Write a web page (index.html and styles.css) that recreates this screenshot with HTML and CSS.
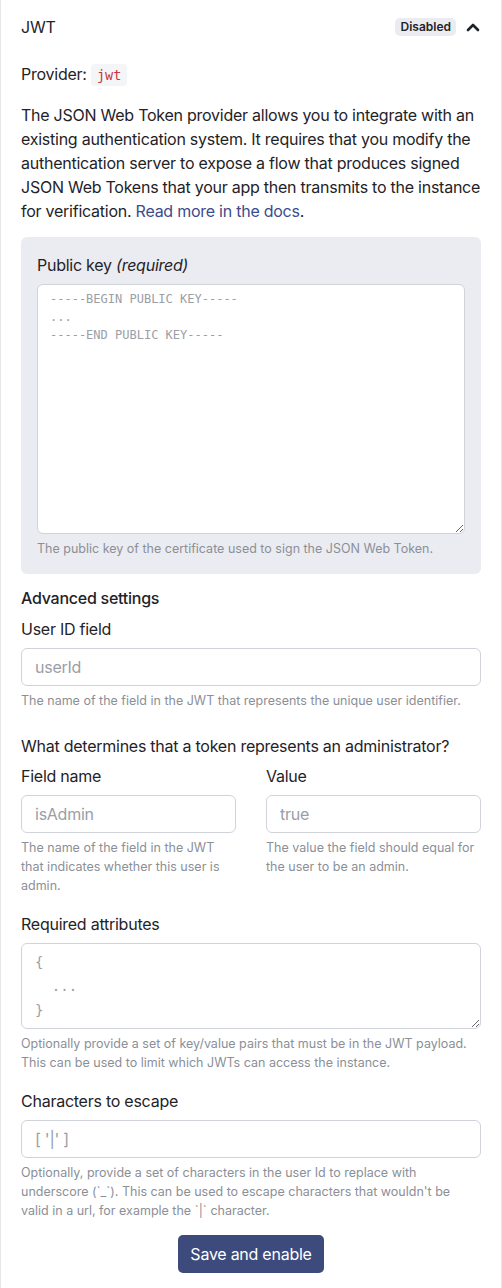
FILE: index.html
```html
<!DOCTYPE html>
<html>
<head>
<meta charset="utf-8">
<link rel="stylesheet" href="styles.css">
</head>
<body>
<div class="card">
  <div class="header">
    <div class="title">JWT</div>
    <div class="header-right">
      <span class="badge">Disabled</span>
      <svg class="chevron" width="16" height="16" viewBox="0 0 16 16"><path d="M3 11 L8 6 L13 11" fill="none" stroke="#1f2328" stroke-width="2.6" stroke-linecap="round" stroke-linejoin="round"/></svg>
    </div>
  </div>
  <div class="provider">Provider: <code class="code">jwt</code></div>
  <p class="desc">The JSON Web Token provider allows you to integrate with an existing authentication system. It requires that you modify the authentication server to expose a flow that produces signed JSON Web Tokens that your app then transmits to the instance for verification. <a class="link" href="#">Read more in the docs</a>.</p>

  <div class="panel">
    <div class="label">Public key <em>(required)</em></div>
    <textarea class="textarea key" placeholder="-----BEGIN PUBLIC KEY-----&#10;...&#10;-----END PUBLIC KEY-----"></textarea>
    <div class="help">The public key of the certificate used to sign the JSON Web Token.</div>
  </div>

  <div class="section-title">Advanced settings</div>
  <div class="label">User ID field</div>
  <input class="input" placeholder="userId">
  <div class="help">The name of the field in the JWT that represents the unique user identifier.</div>

  <div class="question">What determines that a token represents an administrator?</div>
  <div class="cols">
    <div class="col">
      <div class="label">Field name</div>
      <input class="input" placeholder="isAdmin">
      <div class="help">The name of the field in the JWT that indicates whether this user is admin.</div>
    </div>
    <div class="col">
      <div class="label">Value</div>
      <input class="input" placeholder="true">
      <div class="help">The value the field should equal for the user to be an admin.</div>
    </div>
  </div>

  <div class="label spaced">Required attributes</div>
  <textarea class="textarea attrs" placeholder="{&#10;  ...&#10;}"></textarea>
  <div class="help">Optionally provide a set of key/value pairs that must be in the JWT payload. This can be used to limit which JWTs can access the instance.</div>

  <div class="label spaced">Characters to escape</div>
  <input class="input" placeholder="[ '|' ]">
  <div class="help">Optionally, provide a set of characters in the user Id to replace with underscore (`_`). This can be used to escape characters that wouldn't be valid in a url, for example the `|` character.</div>

  <div class="actions"><button class="btn">Save and enable</button></div>
</div>
</body>
</html>
```
FILE: styles.css
```css
* { box-sizing: border-box; }
html, body { margin: 0; padding: 0; background: #fff; }
body {
  font-family: Inter, "Noto Sans", sans-serif;
  color: #1f2328;
  font-size: 16px;
  letter-spacing: -0.25px;
}
.card {
  width: 502px;
  min-height: 1288px;
  border-left: 1px solid #e6e7eb;
  border-right: 1px solid #e6e7eb;
  padding: 16px 20px 16px 20px;
}
.header {
  display: flex;
  justify-content: space-between;
  align-items: center;
  height: 22px;
}
.title { font-size: 16px; line-height: 22px; }
.header-right { display: flex; align-items: center; gap: 9px; }
.badge {
  background: #ebecf1;
  font-size: 12px;
  font-weight: 600;
  line-height: 18px;
  padding: 0 5px;
  border-radius: 5px;
  color: #1f2328;
  letter-spacing: 0;
}
.chevron { display: block; }
.provider {
  margin-top: 25px;
  font-size: 16px;
  line-height: 22px;
}
.code {
  font-family: "DejaVu Sans Mono", "Liberation Mono", monospace;
  font-size: 13.5px;
  letter-spacing: 0;
  color: #c8363e;
  background: #f4f5f7;
  padding: 3px 6px;
  border-radius: 4px;
}
.desc {
  margin: 17px 0 0 0;
  font-size: 16px;
  line-height: 24px;
}
.link { color: #3c4c8c; text-decoration: none; }
.panel {
  margin-top: 14px;
  background: #ebecf1;
  border-radius: 6px;
  padding: 17px 16px 16px 16px;
}
.label { font-size: 16px; line-height: 22px; margin-bottom: 8px; }
.label em { font-style: italic; }
.textarea {
  display: block;
  width: 100%;
  border: 1px solid #d0d3da;
  border-radius: 6px;
  background: #fff;
  font-family: "DejaVu Sans Mono", "Liberation Mono", monospace;
  letter-spacing: 0;
  resize: vertical;
  outline: none;
}
.textarea::placeholder { color: #9a9ea6; }
.key {
  height: 250px;
  font-size: 12px;
  line-height: 18px;
  padding: 5px 12px;
}
.attrs {
  height: 86px;
  font-size: 14px;
  line-height: 24px;
  padding: 6px 13px;
}
.help {
  font-size: 12.5px;
  line-height: 19px;
  color: #8b8f97;
  margin-top: 5px;
  letter-spacing: 0;
}
.panel .help { margin-top: 5px; }
.section-title {
  margin-top: 13px;
  font-size: 16px;
  font-weight: 500;
  line-height: 22px;
  margin-bottom: 9px;
}
.input {
  display: block;
  width: 100%;
  height: 38px;
  border: 1px solid #d0d3da;
  border-radius: 6px;
  padding: 0 13px;
  font-family: Inter, "Noto Sans", sans-serif;
  font-size: 16px;
  letter-spacing: -0.25px;
  outline: none;
  background: #fff;
}
.input::placeholder { color: #9a9ea6; }
.question {
  margin-top: 25px;
  font-size: 16px;
  line-height: 22px;
  margin-bottom: 8px;
}
.cols {
  display: grid;
  grid-template-columns: 1fr 1fr;
  column-gap: 30px;
}
.spaced { margin-top: 18px; }
.actions {
  display: flex;
  justify-content: center;
  margin-top: 15px;
}
.btn {
  background: #3c4a7c;
  color: #fff;
  border: none;
  border-radius: 5px;
  font-family: Inter, "Noto Sans", sans-serif;
  font-size: 16px;
  letter-spacing: -0.25px;
  height: 38px;
  padding: 0 12px;
}
```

____

*EXERCISE DETAILS:* Reproduce every line precisely as given, omitting all pictures.

*OUTPUT FOR THIS EXERCISE:*
Write a web page (index.html and styles.css) that recreates this screenshot with HTML and CSS.
FILE: index.html
```html
<!DOCTYPE html>
<html>
<head>
<meta charset="utf-8">
<link rel="stylesheet" href="styles.css">
</head>
<body>
<div class="card">
  <div class="header">
    <div class="title">JWT</div>
    <div class="header-right">
      <span class="badge">Disabled</span>
      <svg class="chevron" width="16" height="16" viewBox="0 0 16 16"><path d="M3 11 L8 6 L13 11" fill="none" stroke="#1f2328" stroke-width="2.6" stroke-linecap="round" stroke-linejoin="round"/></svg>
    </div>
  </div>
  <div class="provider">Provider: <code class="code">jwt</code></div>
  <p class="desc">The JSON Web Token provider allows you to integrate with an existing authentication system. It requires that you modify the authentication server to expose a flow that produces signed JSON Web Tokens that your app then transmits to the instance for verification. <a class="link" href="#">Read more in the docs</a>.</p>

  <div class="panel">
    <div class="label">Public key <em>(required)</em></div>
    <textarea class="textarea key" placeholder="-----BEGIN PUBLIC KEY-----&#10;...&#10;-----END PUBLIC KEY-----"></textarea>
    <div class="help">The public key of the certificate used to sign the JSON Web Token.</div>
  </div>

  <div class="section-title">Advanced settings</div>
  <div class="label">User ID field</div>
  <input class="input" placeholder="userId">
  <div class="help">The name of the field in the JWT that represents the unique user identifier.</div>

  <div class="question">What determines that a token represents an administrator?</div>
  <div class="cols">
    <div class="col">
      <div class="label">Field name</div>
      <input class="input" placeholder="isAdmin">
      <div class="help">The name of the field in the JWT that indicates whether this user is admin.</div>
    </div>
    <div class="col">
      <div class="label">Value</div>
      <input class="input" placeholder="true">
      <div class="help">The value the field should equal for the user to be an admin.</div>
    </div>
  </div>

  <div class="label spaced">Required attributes</div>
  <textarea class="textarea attrs" placeholder="{&#10;  ...&#10;}"></textarea>
  <div class="help">Optionally provide a set of key/value pairs that must be in the JWT payload. This can be used to limit which JWTs can access the instance.</div>

  <div class="label spaced">Characters to escape</div>
  <input class="input" placeholder="[ '|' ]">
  <div class="help">Optionally, provide a set of characters in the user Id to replace with underscore (`_`). This can be used to escape characters that wouldn't be valid in a url, for example the `|` character.</div>

  <div class="actions"><button class="btn">Save and enable</button></div>
</div>
</body>
</html>
```
FILE: styles.css
```css
* { box-sizing: border-box; }
html, body { margin: 0; padding: 0; background: #fff; }
body {
  font-family: Inter, "Noto Sans", sans-serif;
  color: #1f2328;
  font-size: 16px;
  letter-spacing: -0.25px;
}
.card {
  width: 502px;
  min-height: 1288px;
  border-left: 1px solid #e6e7eb;
  border-right: 1px solid #e6e7eb;
  padding: 16px 20px 16px 20px;
}
.header {
  display: flex;
  justify-content: space-between;
  align-items: center;
  height: 22px;
}
.title { font-size: 16px; line-height: 22px; }
.header-right { display: flex; align-items: center; gap: 9px; }
.badge {
  background: #ebecf1;
  font-size: 12px;
  font-weight: 600;
  line-height: 18px;
  padding: 0 5px;
  border-radius: 5px;
  color: #1f2328;
  letter-spacing: 0;
}
.chevron { display: block; }
.provider {
  margin-top: 25px;
  font-size: 16px;
  line-height: 22px;
}
.code {
  font-family: "DejaVu Sans Mono", "Liberation Mono", monospace;
  font-size: 13.5px;
  letter-spacing: 0;
  color: #c8363e;
  background: #f4f5f7;
  padding: 3px 6px;
  border-radius: 4px;
}
.desc {
  margin: 17px 0 0 0;
  font-size: 16px;
  line-height: 24px;
}
.link { color: #3c4c8c; text-decoration: none; }
.panel {
  margin-top: 14px;
  background: #ebecf1;
  border-radius: 6px;
  padding: 17px 16px 16px 16px;
}
.label { font-size: 16px; line-height: 22px; margin-bottom: 8px; }
.label em { font-style: italic; }
.textarea {
  display: block;
  width: 100%;
  border: 1px solid #d0d3da;
  border-radius: 6px;
  background: #fff;
  font-family: "DejaVu Sans Mono", "Liberation Mono", monospace;
  letter-spacing: 0;
  resize: vertical;
  outline: none;
}
.textarea::placeholder { color: #9a9ea6; }
.key {
  height: 250px;
  font-size: 12px;
  line-height: 18px;
  padding: 5px 12px;
}
.attrs {
  height: 86px;
  font-size: 14px;
  line-height: 24px;
  padding: 6px 13px;
}
.help {
  font-size: 12.5px;
  line-height: 19px;
  color: #8b8f97;
  margin-top: 5px;
  letter-spacing: 0;
}
.panel .help { margin-top: 5px; }
.section-title {
  margin-top: 13px;
  font-size: 16px;
  font-weight: 500;
  line-height: 22px;
  margin-bottom: 9px;
}
.input {
  display: block;
  width: 100%;
  height: 38px;
  border: 1px solid #d0d3da;
  border-radius: 6px;
  padding: 0 13px;
  font-family: Inter, "Noto Sans", sans-serif;
  font-size: 16px;
  letter-spacing: -0.25px;
  outline: none;
  background: #fff;
}
.input::placeholder { color: #9a9ea6; }
.question {
  margin-top: 25px;
  font-size: 16px;
  line-height: 22px;
  margin-bottom: 8px;
}
.cols {
  display: grid;
  grid-template-columns: 1fr 1fr;
  column-gap: 30px;
}
.spaced { margin-top: 18px; }
.actions {
  display: flex;
  justify-content: center;
  margin-top: 15px;
}
.btn {
  background: #3c4a7c;
  color: #fff;
  border: none;
  border-radius: 5px;
  font-family: Inter, "Noto Sans", sans-serif;
  font-size: 16px;
  letter-spacing: -0.25px;
  height: 38px;
  padding: 0 12px;
}
```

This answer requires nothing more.